Showing posts with label coexistence. Show all posts
Showing posts with label coexistence. Show all posts

Saturday, November 8, 2025

🌿 Look Beyond the Looks

 

A green parrot perched on a plant

It’s strange how easily we mistake beauty for worth. The eye judges long before the heart decides — and that quiet bias shapes how we see one another, and even how we see other living beings. There’s a reason we don’t admire the crow the way we admire the parrot.

Our compassion, when it arrives, is rarely free of preference. We are moved by what we find beautiful and unmoved by what we find unpleasant. It feels acceptable to kill a cockroach because it looks creepy, yet unthinkable to harm a butterfly because it’s pretty. But even the cockroach, unsettling as it seems, plays its part in nature’s intricate design.

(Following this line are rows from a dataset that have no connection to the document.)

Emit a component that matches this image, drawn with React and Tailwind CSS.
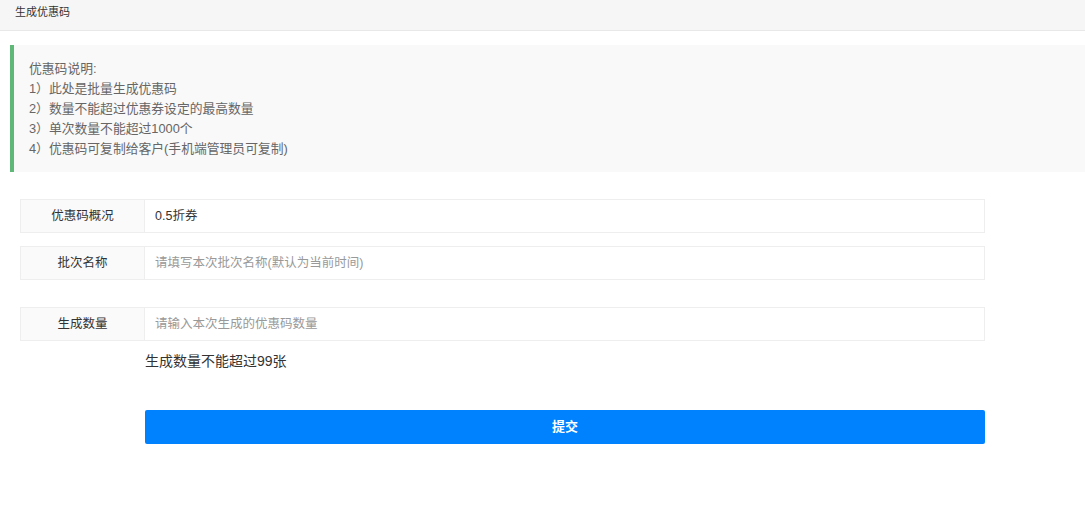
const font = { fontFamily: '"Liberation Sans", "Noto Sans CJK SC", sans-serif' };

const notes = [
  '优惠码说明:',
  '1）此处是批量生成优惠码',
  '2）数量不能超过优惠券设定的最高数量',
  '3）单次数量不能超过1000个',
  '4）优惠码可复制给客户(手机端管理员可复制)',
];

const FormRow = ({ label, value, placeholder, className = '' }) => (
  <div className={`flex h-[34px] w-[965px] ${className}`}>
    <div className="flex w-[125px] shrink-0 items-center justify-center border border-[#eeeeee] bg-[#fafafa] text-[12.5px] text-[#333]">
      {label}
    </div>
    <div className="flex flex-1 items-center border border-l-0 border-[#eeeeee] bg-white px-[10px] text-[12.5px]">
      {value ? (
        <span className="text-[#333]">{value}</span>
      ) : (
        <span className="text-[#999]">{placeholder}</span>
      )}
    </div>
  </div>
);

export default function App() {
  return (
    <div className="min-h-[523px] w-[1085px] bg-white" style={font}>
      {/* Header */}
      <div className="flex h-[31px] items-start border-b border-[#e8e8e8] bg-[#f6f6f6] pl-[15px] pt-[4px] text-[11px] text-[#333]">
        生成优惠码
      </div>

      {/* Notice */}
      <div className="ml-[10px] mt-[14px] h-[127px] border-l-[4px] border-[#5fb878] bg-[#f9f9f9] pl-[15px] pt-[14px] text-[12.8px] leading-[20px] text-[#666]">
        {notes.map((n) => (
          <div key={n}>{n}</div>
        ))}
      </div>

      {/* Form */}
      <div className="pl-[20px] pt-[27px]">
        <FormRow label="优惠码概况" value="0.5折券" />
        <FormRow label="批次名称" placeholder="请填写本次批次名称(默认为当前时间)" className="mt-[13px]" />
        <FormRow label="生成数量" placeholder="请输入本次生成的优惠码数量" className="mt-[27px]" />
        <div className="ml-[125px] mt-[10px] text-[14px] leading-[20px] text-[#333]">生成数量不能超过99张</div>
        <button className="ml-[125px] mt-[39px] flex h-[34px] w-[840px] items-center justify-center rounded-[2px] bg-[#0082ff] text-[13px] font-bold text-white">
          提交
        </button>
      </div>
    </div>
  );
}
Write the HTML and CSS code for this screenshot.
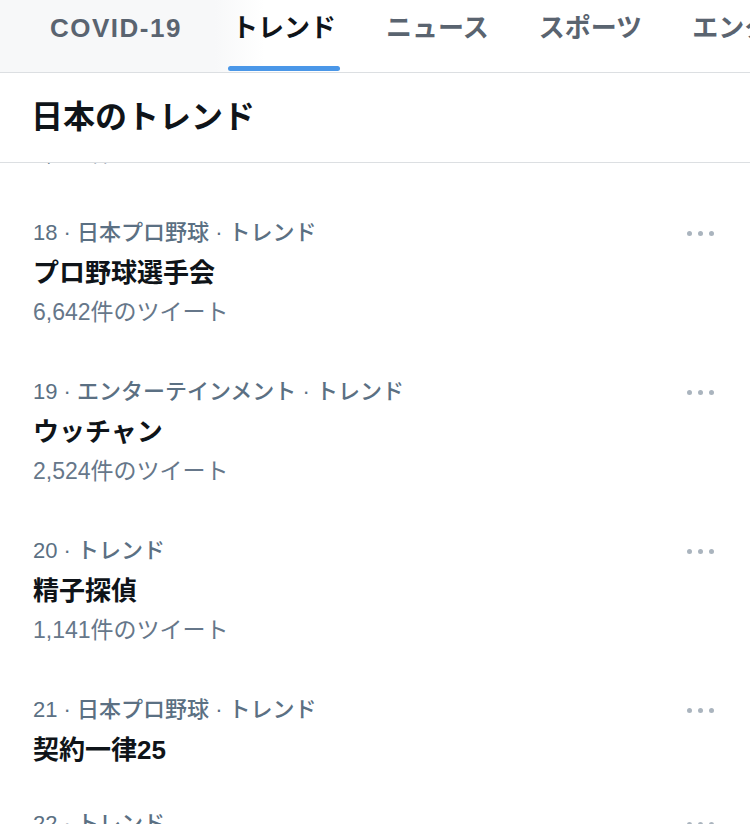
FILE: index.html
```html
<!DOCTYPE html>
<html lang="ja">
<head>
    <meta charset="UTF-8">
    <meta name="viewport" content="width=device-width, initial-scale=1.0">
    <title>日本のトレンド</title>
    <link rel="stylesheet" href="styles.css">
</head>
<body>
    <nav class="tabs">
        <a class="tab tab-en">COVID-19</a>
        <a class="tab active">トレンド</a>
        <a class="tab">ニュース</a>
        <a class="tab">スポーツ</a>
        <a class="tab">エンターテイメント</a>
    </nav>

    <h1 class="section-title">日本のトレンド</h1>

    <div class="list-view">
        <ul class="trends">
            <li class="trend">
                <div class="trend-body">
                    <div class="trend-meta">17 · トレンド</div>
                    <div class="trend-name">ドラフト会議</div>
                    <div class="trend-count">1,487件のツイート</div>
                </div>
                <span class="more"><i></i><i></i><i></i></span>
            </li>
            <li class="trend">
                <div class="trend-body">
                    <div class="trend-meta">18 · 日本プロ野球 · トレンド</div>
                    <div class="trend-name">プロ野球選手会</div>
                    <div class="trend-count">6,642件のツイート</div>
                </div>
                <span class="more"><i></i><i></i><i></i></span>
            </li>
            <li class="trend">
                <div class="trend-body">
                    <div class="trend-meta">19 · エンターテインメント · トレンド</div>
                    <div class="trend-name">ウッチャン</div>
                    <div class="trend-count">2,524件のツイート</div>
                </div>
                <span class="more"><i></i><i></i><i></i></span>
            </li>
            <li class="trend">
                <div class="trend-body">
                    <div class="trend-meta">20 · トレンド</div>
                    <div class="trend-name">精子探偵</div>
                    <div class="trend-count">1,141件のツイート</div>
                </div>
                <span class="more"><i></i><i></i><i></i></span>
            </li>
            <li class="trend no-count">
                <div class="trend-body">
                    <div class="trend-meta">21 · 日本プロ野球 · トレンド</div>
                    <div class="trend-name">契約一律25</div>
                </div>
                <span class="more"><i></i><i></i><i></i></span>
            </li>
            <li class="trend">
                <div class="trend-body">
                    <div class="trend-meta">22 · トレンド</div>
                    <div class="trend-name">ハロウィン</div>
                    <div class="trend-count">3,908件のツイート</div>
                </div>
                <span class="more"><i></i><i></i><i></i></span>
            </li>
        </ul>
    </div>
</body>
</html>
```

FILE: styles.css
```css
:root {
    --text-color: #0f1419;
    --sub-color: #5b7083;
    --line-color: #dcdfe2;
    --accent-color: #4a97e8;
}

html, body {
    margin: 0;
    padding: 0;
}

body {
    width: 750px;
    height: 824px;
    overflow: hidden;
    font-family: "Liberation Sans", "Noto Sans CJK JP", sans-serif;
    color: var(--text-color);
    background: #fff;
}

/* タブ */
.tabs {
    display: flex;
    height: 72px;
    padding-left: 25px;
    border-bottom: 1px solid var(--line-color);
    background: linear-gradient(to right, #f7f8f9 0, #f7f8f9 215px, #fff 265px);
    white-space: nowrap;
    overflow: hidden;
}

.tab {
    position: relative;
    flex: none;
    padding: 0 25px;
    line-height: 56px;
    font-size: 26px;
    font-weight: bold;
    color: #5a6470;
}

.tab-en {
    letter-spacing: 1.5px;
}

.tab.active {
    color: var(--text-color);
}

.tab.active::after {
    content: "";
    position: absolute;
    left: 21px;
    right: 21px;
    bottom: 1px;
    height: 5px;
    border-radius: 3px;
    background: var(--accent-color);
}

.section-title {
    margin: 0;
    height: 89px;
    line-height: 89px;
    padding-left: 31px;
    font-size: 32px;
    font-weight: bold;
    border-bottom: 1px solid var(--line-color);
}

/* トレンド一覧 */
.list-view {
    overflow: hidden;
}

.trends {
    list-style: none;
    margin: -129px 0 0;
    padding: 0;
}

.trend {
    display: flex;
    justify-content: space-between;
    align-items: flex-start;
    padding: 20px 36px 20px 33px;
}

.trend.no-count {
    padding-bottom: 14px;
}

.trend-meta {
    font-size: 22px;
    font-weight: 500;
    line-height: 40px;
    color: var(--sub-color);
}

.trend-name {
    font-size: 26px;
    font-weight: bold;
    line-height: 40px;
}

.trend-count {
    font-size: 23px;
    line-height: 39px;
    color: #66778a;
}

.more {
    display: flex;
    gap: 6px;
    height: 40px;
    align-items: center;
}

.more i {
    width: 5px;
    height: 5px;
    border-radius: 50%;
    background: #aab4be;
}
```
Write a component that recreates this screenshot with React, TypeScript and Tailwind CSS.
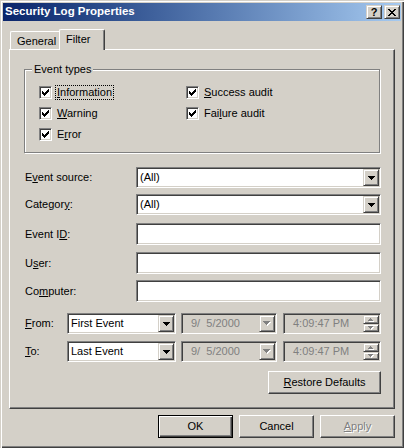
import React from "react";

const sunken =
  "border border-t-[#808080] border-l-[#808080] border-r-white border-b-white shadow-[inset_1px_1px_#404040,inset_-1px_-1px_#d4d0c8]";
const raisedBtn =
  "border border-t-[#d4d0c8] border-l-[#d4d0c8] border-r-[#404040] border-b-[#404040] shadow-[inset_1px_1px_#fff,inset_-1px_-1px_#808080]";
const pushBtn =
  "border border-t-white border-l-white border-r-[#404040] border-b-[#404040] shadow-[inset_-1px_-1px_#808080]";

function DownArrow({ disabled }: { disabled?: boolean }) {
  const d = "M0 0h7v1H0z M1 1h5v1H1z M2 2h3v1H2z M3 3h1v1H3z";
  if (disabled) {
    return (
      <svg width="8" height="5" viewBox="0 0 8 5" shapeRendering="crispEdges">
        <path d={d} fill="#fff" transform="translate(1 1)" />
        <path d={d} fill="#808080" />
      </svg>
    );
  }
  return (
    <svg width="7" height="4" viewBox="0 0 7 4" shapeRendering="crispEdges">
      <path d={d} fill="#000" />
    </svg>
  );
}

function SpinArrow({ up }: { up?: boolean }) {
  const d = up ? "M2 0h1v1H2z M1 1h3v1H1z M0 2h5v1H0z" : "M0 0h5v1H0z M1 1h3v1H1z M2 2h1v1H2z";
  return (
    <svg width="6" height="4" viewBox="0 0 6 4" shapeRendering="crispEdges">
      <path d={d} fill="#fff" transform="translate(1 1)" />
      <path d={d} fill="#808080" />
    </svg>
  );
}

function Check() {
  return (
    <svg width="7" height="7" viewBox="0 0 7 7" shapeRendering="crispEdges">
      <path
        d="M0 2h1v3H0z M1 3h1v3H1z M2 4h1v3H2z M3 3h1v3H3z M4 2h1v3H4z M5 1h1v3H5z M6 0h1v3H6z"
        fill="#000"
      />
    </svg>
  );
}

function CheckBox({ children, focus }: { children: React.ReactNode; focus?: boolean }) {
  return (
    <div className="flex items-center h-[13px]">
      <span className={`w-[13px] h-[13px] bg-white flex items-center justify-center shrink-0 ${sunken}`}>
        <Check />
      </span>
      <span
        className={`ml-[3px] px-[1px] leading-[13px] border ${
          focus ? "border-dotted border-black" : "border-transparent"
        }`}
      >
        {children}
      </span>
    </div>
  );
}

function Combo({
  text,
  w,
  disabled,
}: {
  text: string;
  w: string;
  disabled?: boolean;
}) {
  return (
    <div className={`flex h-[21px] p-[1px] ${w} ${disabled ? "bg-[#d4d0c8]" : "bg-white"} ${sunken}`}>
      <div
        className={`flex-1 flex items-center whitespace-pre ${disabled ? "pl-[8px] text-[#808080]" : "pl-[2px]"}`}
      >
        {text}
      </div>
      <div className={`w-[16px] h-full flex items-center justify-center bg-[#d4d0c8] ${raisedBtn}`}>
        <DownArrow disabled={disabled} />
      </div>
    </div>
  );
}

function TimeBox() {
  return (
    <div className={`flex h-[21px] p-[1px] w-[98px] bg-[#d4d0c8] ${sunken}`}>
      <div className="flex-1 flex items-center pl-[8px] text-[#808080]">4:09:47 PM</div>
      <div className="w-[16px] h-full flex flex-col">
        <div className={`h-[9px] flex items-center justify-center bg-[#d4d0c8] ${raisedBtn}`}>
          <SpinArrow up />
        </div>
        <div className={`h-[8px] flex items-center justify-center bg-[#d4d0c8] ${raisedBtn}`}>
          <SpinArrow />
        </div>
      </div>
    </div>
  );
}

function Edit() {
  return <div className={`h-[22px] w-[245px] bg-white ${sunken}`} />;
}

function Label({ children, w }: { children: React.ReactNode; w: string }) {
  return <span className={`${w} pl-[1px] shrink-0`}>{children}</span>;
}

export default function App() {
  return (
    <div className="w-[404px] h-[448px] bg-[#d4d0c8] p-[3px] flex flex-col font-['Liberation_Sans',Arial,sans-serif] text-[11px] text-black leading-none overflow-hidden shadow-[inset_1px_1px_#d4d0c8,inset_2px_2px_#fff,inset_-1px_-1px_#404040,inset_-2px_-2px_#808080]">
      {/* Title bar */}
      <div className="h-[18px] shrink-0 flex items-center bg-linear-to-r from-[#0a246a] to-[#a6caf0] pl-[2px] pr-[1px]">
        <span className="font-bold text-white text-[11.5px] flex-1">Security Log Properties</span>
        <div className="flex gap-[2px]">
          <div className={`w-[16px] h-[14px] bg-[#d4d0c8] flex items-center justify-center ${raisedBtn}`}>
            <span className="font-bold text-[11px] leading-none pt-[1px]">?</span>
          </div>
          <div className={`w-[16px] h-[14px] bg-[#d4d0c8] flex items-center justify-center ${raisedBtn}`}>
            <svg width="8" height="7" viewBox="0 0 8 7" shapeRendering="crispEdges">
              <path
                d="M0 0h2v1H0z M6 0h2v1H6z M1 1h2v1H1z M5 1h2v1H5z M2 2h4v1H2z M3 3h2v1H3z M2 4h4v1H2z M1 5h2v1H1z M5 5h2v1H5z M0 6h2v1H0z M6 6h2v1H6z"
                fill="#000"
              />
            </svg>
          </div>
        </div>
      </div>

      {/* Client */}
      <div className="ml-[6px] w-[386px] mt-[8px] flex flex-col">
        {/* Tabs */}
        <div className="h-[20px] flex items-end relative z-10">
          <div className="ml-[1px] w-[49px] h-[18px] border-t border-l border-t-white border-l-white rounded-tl-[2px] flex items-center pl-[6px] pt-[2px]">
            General
          </div>
          <div className="w-[46px] h-[21px] mb-[-1px] bg-[#d4d0c8] border-t border-l border-r border-t-white border-l-white border-r-[#404040] shadow-[inset_-1px_0_#808080] rounded-t-[2px] flex items-center pl-[6px] pb-[1px]">
            Filter
          </div>
        </div>

        {/* Panel */}
        <div className="h-[360px] border border-t-white border-l-white border-r-[#404040] border-b-[#404040] shadow-[inset_-1px_-1px_#808080] pl-[14px] pr-[13px] flex flex-col">
          {/* Group box */}
          <div className="relative mt-[19px] h-[84px] w-[356px] border border-[#808080] shadow-[inset_1px_1px_#fff,1px_1px_#fff]">
            <span className="absolute left-[7px] top-[-7px] px-[2px] bg-[#d4d0c8] leading-[13px]">Event types</span>
            <div className="grid grid-cols-[147px_auto] gap-y-[8px] pl-[14px] pt-[16px]">
              <CheckBox focus>
                <u>I</u>nformation
              </CheckBox>
              <CheckBox>
                <u>S</u>uccess audit
              </CheckBox>
              <CheckBox>
                <u>W</u>arning
              </CheckBox>
              <CheckBox>
                Fai<u>l</u>ure audit
              </CheckBox>
              <CheckBox>
                E<u>r</u>ror
              </CheckBox>
            </div>
          </div>

          <div className="flex items-center mt-[14px]">
            <Label w="w-[112px]">
              E<u>v</u>ent source:
            </Label>
            <Combo text="(All)" w="w-[245px]" />
          </div>
          <div className="flex items-center mt-[6px]">
            <Label w="w-[112px]">
              Categor<u>y</u>:
            </Label>
            <Combo text="(All)" w="w-[245px]" />
          </div>
          <div className="flex items-center mt-[8px]">
            <Label w="w-[112px]">
              Event I<u>D</u>:
            </Label>
            <Edit />
          </div>
          <div className="flex items-center mt-[7px]">
            <Label w="w-[112px]">
              U<u>s</u>er:
            </Label>
            <Edit />
          </div>
          <div className="flex items-center mt-[6px]">
            <Label w="w-[112px]">
              Co<u>m</u>puter:
            </Label>
            <Edit />
          </div>
          <div className="flex items-center mt-[11px]">
            <Label w="w-[43px]">
              <u>F</u>rom:
            </Label>
            <Combo text="First Event" w="w-[109px]" />
            <div className="ml-[5px]">
              <Combo text="9/  5/2000" w="w-[96px]" disabled />
            </div>
            <div className="ml-[6px]">
              <TimeBox />
            </div>
          </div>
          <div className="flex items-center mt-[7px]">
            <Label w="w-[43px]">
              <u>T</u>o:
            </Label>
            <Combo text="Last Event" w="w-[109px]" />
            <div className="ml-[5px]">
              <Combo text="9/  5/2000" w="w-[96px]" disabled />
            </div>
            <div className="ml-[6px]">
              <TimeBox />
            </div>
          </div>
          <div className="mt-[9px] self-end">
            <button className={`w-[113px] h-[23px] bg-[#d4d0c8] flex items-center justify-center ${pushBtn}`}>
              <span>
                <u>R</u>estore Defaults
              </span>
            </button>
          </div>
        </div>

        {/* Bottom buttons */}
        <div className="mt-[6px] flex justify-end gap-[6px]">
          <button className="w-[75px] h-[23px] bg-[#d4d0c8] border border-black shadow-[inset_1px_1px_#fff,inset_-1px_-1px_#404040,inset_-2px_-2px_#808080] flex items-center justify-center">
            OK
          </button>
          <button className={`w-[75px] h-[23px] bg-[#d4d0c8] flex items-center justify-center ${pushBtn}`}>
            Cancel
          </button>
          <button
            className={`w-[75px] h-[23px] bg-[#d4d0c8] flex items-center justify-center text-[#808080] [text-shadow:1px_1px_0_#fff] ${pushBtn}`}
          >
            <span>
              <u>A</u>pply
            </span>
          </button>
        </div>
      </div>
    </div>
  );
}
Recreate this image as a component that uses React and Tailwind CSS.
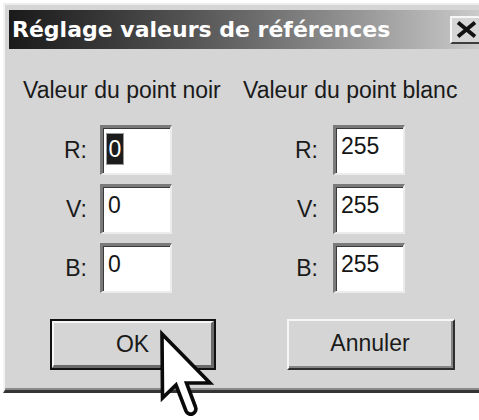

Beauty often amplifies compassion, while silence mutes it. We seldom march for fish — not because they don’t suffer, but because we neither hear their cries nor see their tears. We’ve come to believe that sound and sight are measures of worth. A fish may not scream or weep, but it bleeds the same red as we do. When empathy depends on how something looks, we lose sight of what kindness truly means.

Humanity’s vastness is often seen as a burden on this planet — billions of us consuming, producing, and polluting. Yet we rarely think of what our sheer numbers could accomplish if we turned even a fraction of our energy toward compassion.

Change doesn’t begin with grand gestures; it begins quietly — when we stop measuring empathy by appearances. Life is not a hierarchy, with humans on top and the rest below, but a shared continuum of existence. The tree that cools our street, the bird that carries seeds across distances, the bee that sustains our crops, and the humble worm that nourishes the soil — all are part of the same circle that keeps us alive.

A few thoughtful acts may seem small, but multiplied across billions, they become a quiet revolution of empathy. And perhaps, by doing a little for everyone else, we might learn to live a little better with ourselves.